The farm’s fuel tank has a meter that records fuel volumes through an electronic key fob every time a tractor tank is filled. The operator also enters a job code to identify what operation is being done, with fuel use monitored weekly.

Apart from being able to identify any anomalies that might reduce efficiency, this also allows machines to be compared and means the fuel tank level is always known so that a fuel order can be booked in good time.

Trackers on every vehicle allow monitoring of equipment so that problems are easier to spot. “We have three slurry tankers working at the moment and we know it normally takes five minutes to fill them. But when a pump starts to wear out, that will creep up to six, seven or even nine minutes and the operator may not be aware of this.”

The trackers also provide an extra safety feature as staff are often working alone at locations well away from the yard – a quick check on Mr Metcalfe’s screen shows their location and whether they are moving or not.

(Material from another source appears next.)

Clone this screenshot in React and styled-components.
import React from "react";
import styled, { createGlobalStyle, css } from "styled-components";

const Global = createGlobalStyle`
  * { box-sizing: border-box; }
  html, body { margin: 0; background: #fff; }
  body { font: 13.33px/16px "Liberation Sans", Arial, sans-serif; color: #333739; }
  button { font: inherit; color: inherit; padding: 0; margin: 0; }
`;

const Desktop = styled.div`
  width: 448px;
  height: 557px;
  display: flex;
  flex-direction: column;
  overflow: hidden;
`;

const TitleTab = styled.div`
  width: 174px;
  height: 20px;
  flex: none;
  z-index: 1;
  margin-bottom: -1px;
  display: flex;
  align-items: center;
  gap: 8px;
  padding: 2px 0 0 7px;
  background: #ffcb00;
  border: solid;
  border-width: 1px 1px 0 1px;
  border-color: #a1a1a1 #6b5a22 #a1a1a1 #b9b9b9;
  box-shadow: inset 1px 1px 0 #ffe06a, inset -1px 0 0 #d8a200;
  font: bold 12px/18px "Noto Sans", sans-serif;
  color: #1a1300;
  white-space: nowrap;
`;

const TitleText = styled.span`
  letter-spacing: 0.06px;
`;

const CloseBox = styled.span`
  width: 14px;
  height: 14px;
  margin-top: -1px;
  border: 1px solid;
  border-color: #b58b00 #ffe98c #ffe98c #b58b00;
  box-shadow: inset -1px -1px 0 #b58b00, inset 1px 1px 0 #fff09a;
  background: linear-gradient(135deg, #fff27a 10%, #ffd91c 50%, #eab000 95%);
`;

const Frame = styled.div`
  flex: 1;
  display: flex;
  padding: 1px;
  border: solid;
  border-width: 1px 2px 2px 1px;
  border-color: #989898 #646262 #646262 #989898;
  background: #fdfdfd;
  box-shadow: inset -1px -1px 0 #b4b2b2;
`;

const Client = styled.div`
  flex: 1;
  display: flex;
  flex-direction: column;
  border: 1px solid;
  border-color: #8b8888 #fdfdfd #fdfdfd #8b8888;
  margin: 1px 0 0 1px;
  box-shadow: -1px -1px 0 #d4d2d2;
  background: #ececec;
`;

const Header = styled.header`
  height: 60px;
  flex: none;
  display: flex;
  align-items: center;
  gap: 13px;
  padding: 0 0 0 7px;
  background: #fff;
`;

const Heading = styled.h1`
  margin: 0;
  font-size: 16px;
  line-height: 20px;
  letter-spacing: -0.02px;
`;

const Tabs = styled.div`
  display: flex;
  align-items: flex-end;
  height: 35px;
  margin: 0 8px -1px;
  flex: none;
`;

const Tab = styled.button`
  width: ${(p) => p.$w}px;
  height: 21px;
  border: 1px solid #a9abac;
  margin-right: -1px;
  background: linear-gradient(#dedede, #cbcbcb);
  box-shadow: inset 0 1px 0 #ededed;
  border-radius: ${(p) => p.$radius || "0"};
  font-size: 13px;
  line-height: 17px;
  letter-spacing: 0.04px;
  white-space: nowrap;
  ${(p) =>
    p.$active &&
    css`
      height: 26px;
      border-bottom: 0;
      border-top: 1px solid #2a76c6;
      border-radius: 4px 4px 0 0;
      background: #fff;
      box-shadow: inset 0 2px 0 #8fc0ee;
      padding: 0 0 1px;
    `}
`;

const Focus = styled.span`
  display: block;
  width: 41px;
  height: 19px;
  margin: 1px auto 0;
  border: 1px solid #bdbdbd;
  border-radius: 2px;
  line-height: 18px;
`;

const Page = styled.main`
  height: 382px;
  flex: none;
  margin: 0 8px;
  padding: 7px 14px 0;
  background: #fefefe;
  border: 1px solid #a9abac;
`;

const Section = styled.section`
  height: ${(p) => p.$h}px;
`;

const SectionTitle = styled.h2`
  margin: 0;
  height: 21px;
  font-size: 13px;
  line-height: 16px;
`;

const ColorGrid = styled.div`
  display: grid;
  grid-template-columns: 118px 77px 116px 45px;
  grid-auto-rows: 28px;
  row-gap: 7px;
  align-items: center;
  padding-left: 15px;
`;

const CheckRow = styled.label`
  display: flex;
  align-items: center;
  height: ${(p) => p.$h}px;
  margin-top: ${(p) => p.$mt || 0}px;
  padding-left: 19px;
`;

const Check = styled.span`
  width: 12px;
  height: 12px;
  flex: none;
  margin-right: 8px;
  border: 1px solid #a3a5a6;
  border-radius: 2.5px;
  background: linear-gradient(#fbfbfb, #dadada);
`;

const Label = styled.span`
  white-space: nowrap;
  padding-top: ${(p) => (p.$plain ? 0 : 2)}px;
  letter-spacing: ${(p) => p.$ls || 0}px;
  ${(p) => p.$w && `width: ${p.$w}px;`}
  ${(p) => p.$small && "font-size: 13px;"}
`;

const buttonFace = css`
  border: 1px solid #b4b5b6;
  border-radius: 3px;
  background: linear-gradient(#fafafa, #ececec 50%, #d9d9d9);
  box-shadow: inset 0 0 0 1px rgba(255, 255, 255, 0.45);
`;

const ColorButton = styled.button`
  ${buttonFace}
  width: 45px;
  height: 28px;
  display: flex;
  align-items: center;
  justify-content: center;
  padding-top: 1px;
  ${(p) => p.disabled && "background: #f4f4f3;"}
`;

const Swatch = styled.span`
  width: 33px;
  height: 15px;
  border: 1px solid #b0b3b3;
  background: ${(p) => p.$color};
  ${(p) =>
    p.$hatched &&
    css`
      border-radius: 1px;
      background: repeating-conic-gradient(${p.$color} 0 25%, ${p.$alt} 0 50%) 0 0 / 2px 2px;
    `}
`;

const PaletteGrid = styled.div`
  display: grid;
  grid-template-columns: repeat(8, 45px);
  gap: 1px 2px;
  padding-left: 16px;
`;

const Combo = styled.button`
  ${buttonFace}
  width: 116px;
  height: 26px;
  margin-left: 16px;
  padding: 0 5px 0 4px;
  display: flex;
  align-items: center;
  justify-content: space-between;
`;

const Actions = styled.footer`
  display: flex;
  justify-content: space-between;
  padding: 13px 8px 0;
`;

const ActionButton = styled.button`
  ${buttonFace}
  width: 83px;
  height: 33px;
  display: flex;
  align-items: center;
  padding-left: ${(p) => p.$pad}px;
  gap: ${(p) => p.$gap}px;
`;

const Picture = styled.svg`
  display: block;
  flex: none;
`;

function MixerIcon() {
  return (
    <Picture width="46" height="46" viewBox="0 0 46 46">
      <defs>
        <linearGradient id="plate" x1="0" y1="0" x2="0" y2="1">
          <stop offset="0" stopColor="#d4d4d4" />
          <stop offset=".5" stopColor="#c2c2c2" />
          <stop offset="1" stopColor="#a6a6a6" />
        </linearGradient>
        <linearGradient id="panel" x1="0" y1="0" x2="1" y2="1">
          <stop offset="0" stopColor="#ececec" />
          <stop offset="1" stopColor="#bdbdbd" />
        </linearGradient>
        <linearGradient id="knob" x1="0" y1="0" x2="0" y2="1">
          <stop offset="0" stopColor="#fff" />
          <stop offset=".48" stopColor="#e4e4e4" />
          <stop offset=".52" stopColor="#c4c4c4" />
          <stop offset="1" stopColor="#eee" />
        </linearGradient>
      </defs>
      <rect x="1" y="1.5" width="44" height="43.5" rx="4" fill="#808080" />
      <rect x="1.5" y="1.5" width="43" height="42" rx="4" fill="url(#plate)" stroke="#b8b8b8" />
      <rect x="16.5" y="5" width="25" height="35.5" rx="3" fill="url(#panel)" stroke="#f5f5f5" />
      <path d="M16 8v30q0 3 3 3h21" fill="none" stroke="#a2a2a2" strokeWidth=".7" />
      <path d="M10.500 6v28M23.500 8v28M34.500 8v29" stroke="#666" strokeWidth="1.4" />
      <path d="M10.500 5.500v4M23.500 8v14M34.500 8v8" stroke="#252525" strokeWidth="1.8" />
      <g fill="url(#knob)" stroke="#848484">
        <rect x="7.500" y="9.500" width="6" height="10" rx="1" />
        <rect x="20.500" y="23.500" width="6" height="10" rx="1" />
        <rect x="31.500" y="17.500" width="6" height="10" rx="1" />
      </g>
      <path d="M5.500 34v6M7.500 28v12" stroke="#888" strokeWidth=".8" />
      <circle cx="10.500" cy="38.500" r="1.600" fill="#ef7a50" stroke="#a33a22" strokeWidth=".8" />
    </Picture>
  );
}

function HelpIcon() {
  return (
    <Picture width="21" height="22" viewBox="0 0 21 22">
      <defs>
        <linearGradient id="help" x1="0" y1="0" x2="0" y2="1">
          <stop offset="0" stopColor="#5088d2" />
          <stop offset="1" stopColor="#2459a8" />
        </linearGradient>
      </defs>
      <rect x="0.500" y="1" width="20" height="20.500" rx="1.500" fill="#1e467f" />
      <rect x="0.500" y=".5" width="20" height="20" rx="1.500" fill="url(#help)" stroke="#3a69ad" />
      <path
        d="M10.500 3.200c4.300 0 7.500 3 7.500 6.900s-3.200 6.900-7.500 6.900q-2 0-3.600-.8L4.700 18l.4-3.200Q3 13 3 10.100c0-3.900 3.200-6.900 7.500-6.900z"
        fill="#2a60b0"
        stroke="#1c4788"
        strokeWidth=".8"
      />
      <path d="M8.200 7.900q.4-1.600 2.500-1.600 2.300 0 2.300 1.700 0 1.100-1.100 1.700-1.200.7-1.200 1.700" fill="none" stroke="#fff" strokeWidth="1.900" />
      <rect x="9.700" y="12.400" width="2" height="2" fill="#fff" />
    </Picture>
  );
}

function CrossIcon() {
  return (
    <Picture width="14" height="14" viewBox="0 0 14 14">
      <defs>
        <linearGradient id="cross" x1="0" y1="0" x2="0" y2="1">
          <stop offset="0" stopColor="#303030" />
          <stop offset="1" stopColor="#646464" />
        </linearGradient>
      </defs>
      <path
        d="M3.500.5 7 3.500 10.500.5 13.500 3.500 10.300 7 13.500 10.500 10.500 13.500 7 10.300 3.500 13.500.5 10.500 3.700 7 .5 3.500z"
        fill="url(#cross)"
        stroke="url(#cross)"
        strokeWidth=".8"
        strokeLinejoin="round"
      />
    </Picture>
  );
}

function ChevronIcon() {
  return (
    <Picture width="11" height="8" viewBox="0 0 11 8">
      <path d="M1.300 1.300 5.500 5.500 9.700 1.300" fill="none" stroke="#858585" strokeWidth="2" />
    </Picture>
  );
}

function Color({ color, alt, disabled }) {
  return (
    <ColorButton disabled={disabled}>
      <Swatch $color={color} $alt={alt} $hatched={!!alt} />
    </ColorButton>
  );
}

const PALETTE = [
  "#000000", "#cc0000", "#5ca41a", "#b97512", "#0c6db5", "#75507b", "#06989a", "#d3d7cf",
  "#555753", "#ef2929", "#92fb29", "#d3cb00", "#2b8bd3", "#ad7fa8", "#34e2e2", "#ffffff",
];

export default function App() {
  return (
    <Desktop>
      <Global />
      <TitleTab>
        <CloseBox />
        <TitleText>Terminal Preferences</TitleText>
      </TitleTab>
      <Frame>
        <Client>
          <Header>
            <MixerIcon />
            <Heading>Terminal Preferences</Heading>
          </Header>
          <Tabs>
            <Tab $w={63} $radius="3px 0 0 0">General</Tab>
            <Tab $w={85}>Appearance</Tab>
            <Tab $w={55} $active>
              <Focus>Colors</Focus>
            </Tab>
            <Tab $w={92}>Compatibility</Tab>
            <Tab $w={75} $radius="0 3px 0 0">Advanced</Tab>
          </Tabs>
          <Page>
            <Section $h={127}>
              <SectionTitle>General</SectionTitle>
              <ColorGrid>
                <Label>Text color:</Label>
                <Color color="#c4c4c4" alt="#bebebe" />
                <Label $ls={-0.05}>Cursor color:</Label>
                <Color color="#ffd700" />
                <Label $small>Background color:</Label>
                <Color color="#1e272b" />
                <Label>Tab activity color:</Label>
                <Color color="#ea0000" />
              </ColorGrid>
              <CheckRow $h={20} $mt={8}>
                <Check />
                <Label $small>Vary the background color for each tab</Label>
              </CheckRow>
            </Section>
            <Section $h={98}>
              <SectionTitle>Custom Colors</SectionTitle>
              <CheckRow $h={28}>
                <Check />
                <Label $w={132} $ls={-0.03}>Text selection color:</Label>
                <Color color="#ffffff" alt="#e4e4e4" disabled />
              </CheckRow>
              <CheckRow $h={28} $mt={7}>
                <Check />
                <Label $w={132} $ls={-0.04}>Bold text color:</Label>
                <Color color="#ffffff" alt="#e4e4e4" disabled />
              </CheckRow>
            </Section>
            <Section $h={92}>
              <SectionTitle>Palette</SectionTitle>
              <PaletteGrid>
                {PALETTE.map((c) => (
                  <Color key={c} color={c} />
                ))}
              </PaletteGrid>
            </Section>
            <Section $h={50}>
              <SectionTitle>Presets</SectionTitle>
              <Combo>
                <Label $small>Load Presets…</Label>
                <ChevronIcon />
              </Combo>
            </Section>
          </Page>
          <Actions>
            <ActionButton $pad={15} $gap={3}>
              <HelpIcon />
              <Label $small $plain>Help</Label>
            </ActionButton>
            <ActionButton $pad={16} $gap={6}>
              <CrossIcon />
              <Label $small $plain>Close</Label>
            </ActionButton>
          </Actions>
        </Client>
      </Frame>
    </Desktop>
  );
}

There is a race on to complete rebuilding of the fire-damaged 4,000t grain store before harvest. Built just last year, the sheds were storing straw when they caught fire in February as a result of suspected arson.

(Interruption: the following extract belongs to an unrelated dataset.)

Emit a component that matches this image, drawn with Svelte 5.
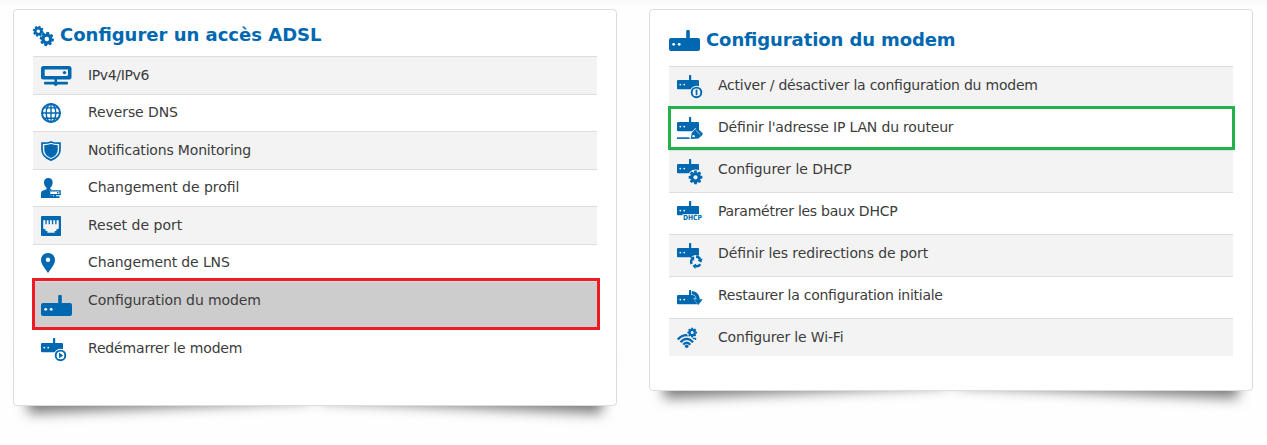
<script>
  const access = [
    { icon: 'server', label: 'IPv4/IPv6', w: 31, h: 20, track: -0.35 },
    { icon: 'globe', label: 'Reverse DNS', w: 20, h: 20, track: -0.09 },
    { icon: 'shield', label: 'Notifications Monitoring', w: 20, h: 20, track: -0.17 },
    { icon: 'profile', label: 'Changement de profil', w: 20, h: 20, track: -0.05 },
    { icon: 'port', label: 'Reset de port', w: 20, h: 20, track: 0 },
    { icon: 'pin', label: 'Changement de LNS', w: 14, h: 20, track: -0.12 },
    { icon: 'modem', label: 'Configuration du modem', w: 31, h: 21, mark: 'red', track: -0.1 },
    { icon: 'restart', label: 'Redémarrer le modem', w: 26, h: 25, track: -0.17 }
  ];
  const modem = [
    { icon: 'toggle', label: 'Activer / désactiver la configuration du modem', w: 26, h: 25, track: -0.23 },
    { icon: 'edit', label: "Définir l'adresse IP LAN du routeur", w: 26, h: 25, mark: 'green', track: -0.18 },
    { icon: 'gear', label: 'Configurer le DHCP', w: 26, h: 25, track: -0.06 },
    { icon: 'dhcp', label: 'Paramétrer les baux DHCP', w: 26, h: 25, track: -0.26 },
    { icon: 'redirect', label: 'Définir les redirections de port', w: 26, h: 25, track: -0.1 },
    { icon: 'restore', label: 'Restaurer la configuration initiale', w: 26, h: 25, track: -0.26 },
    { icon: 'wifi', label: 'Configurer le Wi-Fi', w: 20, h: 20, track: -0.17 }
  ];
  const teeth = [0, 45, 90, 135, 180, 225, 270, 315];
</script>

{#snippet cog(cx, cy, s, turn)}
  <g transform="translate({cx} {cy}) scale({s}) rotate({turn})">
    <circle r="3.9" fill="none" stroke="currentColor" stroke-width="3.200" />
    {#each teeth as a}
      <path d="M-1.900-4.800-1.300-7.300H1.300l.6 2.500z" transform="rotate({a})" />
    {/each}
  </g>
{/snippet}

{#snippet box()}
  <path d="M1 5h11V.6q0-.6.6-.6h1q.6 0 .6.6V5H21q1 0 1 1v7.300q0 1-1 1H1q-1 0-1-1V6q0-1 1-1z" />
  <g fill="var(--row)"><circle cx="3.300" cy="9.600" r=".9" /><circle cx="7.200" cy="9.600" r=".9" /></g>
{/snippet}

{#snippet glyph(name, w, h)}
  <svg width={w} height={h} viewBox="0 0 {w} {h}" fill="currentColor" aria-hidden="true">
    {#if name === 'server'}
      <path fill-rule="evenodd" d="M2.500 0h25.500q2.500 0 2.500 2.500v8.500q0 2.500-2.500 2.500H2.500q-2.500 0-2.500-2.500V2.500Q0 0 2.500 0zm1.200 3.500v6.600h22.300l1-1V3.500z" />
      <circle cx="23.500" cy="6.600" r="1.700" />
      <path d="M13.500 13h2.500v2.800h10q1 0 1 1.400t-1 1.400h-9.300q-.5 1.400-2 1.400t-2-1.400H4q-1 0-1-1.400t1-1.400h9.500z" />
    {:else if name === 'globe'}
      <g fill="none" stroke="currentColor" stroke-width="1.400">
        <circle cx="10" cy="10" r="9" stroke-width="2" />
        <ellipse cx="10" cy="10" rx="4.800" ry="9" />
        <path d="M10 1v18M1 10h18M3 4.900h14M3 15.200h14" />
      </g>
    {:else if name === 'shield'}
      <path d="M1 2.200Q7 2.300 10 .9q3 1.400 9 1.300v6.600q0 7-9 10.300-9-3.300-9-10.300z" fill="none" stroke="currentColor" stroke-width="1.700" />
      <path d="M3.300 4.200Q7.500 4.100 10 3q2.500 1.100 6.700 1.200v4.600q0 5.400-6.700 8.300-6.700-2.900-6.700-8.300z" />
    {:else if name === 'profile'}
      <path d="M7.300 0C10.200 0 11.600 1.800 11.600 4.300c0 2.300-.9 4.200-2.300 5.500v1.400l3 1.100H8v5h4V20H0v-5q0-1.700 1.600-2.200l4-1.600V9.800C4 8.500 3 6.600 3 4.300 3 1.800 4.600 0 7.300 0z" />
      <path d="M8.600 12.900h10.500v3.700H8.600z" fill="var(--row)" stroke="currentColor" stroke-width="1.400" />
      <path d="M13 17h2v1.200h3.500V20h-9v-1.800H13zM16 14.100h1.400v1.300H16z" />
    {:else if name === 'port'}
      <rect width="20" height="20" rx="1" />
      <path d="M2.200 4.200h15.600v8.300l-1.200.7h-1.200v1.700h-1.700v1.800H6.400v-1.800H4.600v-1.700H3.400l-1.200-.7z" fill="var(--row)" />
      <path d="M4.400 4h1.300v4.300H4.400zm3.200 0h1.300v4.300H7.600zm3.300 0h1.300v4.300h-1.300zm3.300 0h1.300v4.300h-1.300z" />
    {:else if name === 'pin'}
      <path fill-rule="evenodd" d="M7 0c4 0 7 3 7 7 0 3-1.500 5-3.500 8L7 20l-3.500-5C1.500 12 0 10 0 7c0-4 3-7 7-7zm0 4.600a2.200 2.200 0 1 0 0 4.400 2.200 2.200 0 0 0 0-4.400z" />
    {:else if name === 'modem'}
      <path d="M2 8h15.200V1q0-1 1-1h1.600q1 0 1 1v7H29q2 0 2 2v9q0 2-2 2H2q-2 0-2-2v-9q0-2 2-2z" />
      <g fill="var(--row)"><circle cx="4.700" cy="14.300" r="1.400" /><circle cx="10.200" cy="14.300" r="1.400" /></g>
    {:else if name === 'wifi'}
      <g fill="none" stroke="currentColor" stroke-width="2.300">
        <path d="M.8 11.600Q4.400 7.200 9.700 7.200q4.600 0 8 3.600" />
        <path d="M3.600 14.200q2.600-3.400 6.100-3.400t6.300 3.400" />
        <path d="M6.300 16.700q1.500-2.100 3.400-2.100t3.500 2.100" />
      </g>
      <circle cx="9.700" cy="18.200" r="1.800" />
      <circle cx="15.200" cy="4.600" r="5.400" fill="var(--row)" />
      {@render cog(15.2, 4.6, 0.66, 0)}
      <circle cx="18.400" cy="11" r="1" />
    {:else if name === 'restore'}
      <g transform="translate(0 5)">
        {@render box()}
        <path d="M14.800 2.600Q20.500 3 21.300 9.200" fill="none" stroke="var(--row)" stroke-width="4.400" />
        <path d="M16.300 8.600h9.900L21.300 15.400z" fill="var(--row)" />
        <path d="M14.800 2.600Q20.500 3 21.300 9.800" fill="none" stroke="currentColor" stroke-width="3.400" />
        <path d="M16.900 9.200h8.800L21.300 15z" />
      </g>
    {:else}
      {@render box()}
      {#if name === 'restart' || name === 'toggle'}
        <circle cx="19.500" cy="17.400" r="6.700" fill="var(--row)" />
        <circle cx="19.500" cy="17.400" r="4.800" fill="none" stroke="currentColor" stroke-width="1.900" />
        {#if name === 'restart'}
          <path d="M18 14.600v5.600l4.200-2.800z" />
        {:else}
          <rect x="18.700" y="14.600" width="1.700" height="5.600" rx=".7" />
        {/if}
      {:else if name === 'edit'}
        <path d="m12.600 21.500 1.500-6 4.300-4.500 8 7-4.800 4.300z" fill="var(--row)" />
        <path d="M0 20.300h12.500v1.600H0z" />
        <path d="m13.600 22 1.200-6.200 4.100-4.200q1.100-.7 2.200.3l4.100 3.800q1 1.200.2 2.200l-4 3.700z" />
        <path d="m15.200 20.300.6-2.500 1.700.4.500 1.900z" fill="var(--row)" />
        <path d="m18.700 13.300 4.600 4.300" fill="none" stroke="var(--row)" stroke-width=".6" />
      {:else if name === 'gear'}
        <circle cx="18.500" cy="18.300" r="7.800" fill="var(--row)" />
        {@render cog(18.5, 18.3, 0.94, 0)}
      {:else if name === 'dhcp'}
        <path d="M5.500 13.200H26V20H5.500z" fill="var(--row)" />
        <text x="6" y="19.200" textLength="19" lengthAdjust="spacingAndGlyphs">DHCP</text>
      {:else if name === 'redirect'}
        <circle cx="19" cy="18.700" r="6.700" fill="var(--row)" />
        {#each [70, 190, 310] as a}
          <g transform="translate(19 18.600) rotate({a})">
            <path d="M-4.700-1.800Q-3.400-4.600-.3-4.600" fill="none" stroke="currentColor" stroke-width="2.400" />
            <path d="M-.6-7.300v5.400L2.800-4.600z" />
          </g>
        {/each}
      {/if}
    {/if}
  </svg>
{/snippet}

{#snippet list(items)}
  <ul>
    {#each items as item}
      <li class={[item.mark, item.icon]}>
        <span class="icon">{@render glyph(item.icon, item.w, item.h)}</span>
        <span class="label" style:letter-spacing="{item.track}px">{item.label}</span>
      </li>
    {/each}
  </ul>
{/snippet}

<main>
  <section class="card access">
    <div class="body">
      <h2>
        <svg width="21" height="20" viewBox="0 0 21 20" fill="currentColor" aria-hidden="true">
          {@render cog(5.3, 5.2, 0.74, 15)}
          {@render cog(13.8, 13, 0.97, 10)}
        </svg>
        <span>Configurer un accès ADSL</span>
      </h2>
      {@render list(access)}
    </div>
  </section>
  <section class="card setup">
    <div class="body">
      <h2>
        {@render glyph('modem', 31, 21)}
        <span>Configuration du modem</span>
      </h2>
      {@render list(modem)}
    </div>
  </section>
</main>

<style>
  :global(body) {
    background: #fefefe;
  }
  main {
    box-sizing: border-box;
    height: 445px;
    padding: 9px 14px 0 13px;
    display: flex;
    justify-content: space-between;
    align-items: flex-start;
    overflow: hidden;
    background: linear-gradient(#f9f9f9, #fefefe 8px);
    font-family: 'DejaVu Sans', sans-serif;
    font-size: 14px;
    line-height: 20px;
    color: #3c3c3c;
    font-feature-settings: 'liga' 1;
  }
  .card {
    position: relative;
    z-index: 0;
    width: 604px;
  }
  .card::before,
  .card::after {
    content: '';
    position: absolute;
    z-index: -1;
    bottom: 14px;
    left: 13px;
    width: 282px;
    height: 66px;
    box-shadow: 0 15px 13px #777;
    transform: rotate(-2.600deg);
  }
  .card::after {
    left: auto;
    right: 13px;
    transform: rotate(2.600deg);
  }
  .body {
    box-sizing: border-box;
    padding: 0 19px;
    background: #fff;
    border: 1px solid #ddd;
    border-radius: 4px;
  }
  .access .body {
    height: 397px;
  }
  .setup .body {
    height: 382px;
  }
  h2 {
    display: flex;
    align-items: flex-start;
    margin: 0;
    padding-top: 16px;
    height: 30px;
    gap: 6px;
    color: #0068b1;
    font-size: 18px;
    line-height: 20px;
    font-weight: bold;
  }
  .access h2 span {
    margin-top: -1px;
  }
  .setup h2 {
    padding-top: 20px;
    height: 36px;
    letter-spacing: -0.1px;
  }
  ul {
    list-style: none;
    margin: 0;
    padding: 0;
  }
  li {
    --row: #fff;
    position: relative;
    box-sizing: border-box;
    display: flex;
    align-items: flex-start;
    height: 37.5px;
    padding: 8px;
    border-top: 1px solid #ddd;
    background: var(--row);
  }
  li:nth-child(odd) {
    --row: #f3f3f3;
  }
  .access li:nth-child(even) {
    padding-top: 7.5px;
  }
  .setup li {
    height: 42px;
  }
  .setup li.wifi {
    height: 38px;
  }
  .icon {
    width: 47px;
    color: #0068b1;
    display: flex;
  }
  .setup .icon {
    width: 41px;
  }
  .access .icon {
    padding-top: 1px;
  }
  .setup .wifi .icon {
    padding-top: 1px;
  }
  .access li.modem {
    --row: #cdcdcd;
    height: 48px;
  }
  .modem .icon {
    padding-top: 5px;
    --row: #fff;
  }
  .access li.restart {
    border-top-color: transparent;
    padding-top: 8px;
  }
  .access .restart .icon {
    padding-top: 0;
  }
  .red::after,
  .green::after {
    content: '';
    position: absolute;
    z-index: 1;
    border: 3px solid #ed1c24;
    inset: -4px -3px -1px -1px;
  }
  .green::after {
    border-color: #22b14c;
    inset: -3px -2px 0 -1px;
  }
  .setup h2 svg {
    --row: #fff;
  }
  text {
    font: bold 7px 'DejaVu Sans', sans-serif;
    letter-spacing: 0;
  }
  svg {
    display: block;
    flex: none;
    overflow: visible;
  }
</style>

This happened on the night of the farm’s staff party when everyone was away from the yard.

The store will be served by a new 42t/hour grain drier, avoiding the need for 24-hour operation, which was often necessary with the old drier. Steel fabrication for the repairs has been done by the farm’s staff.

Wider use will be made of precision farming techniques in future. The use of combine yield mapping results has already been accelerated so that any low areas can be treated as soon as possible.

“We used to look at them in the winter, but it’s no use in December so now we jump on this and get it sorted out before cultivations start.”

Mr Metcalfe retains business consultant Hamish Bichan for one day a month to get another perspective on the business and its costs structure and to help negotiate with banks and other suppliers.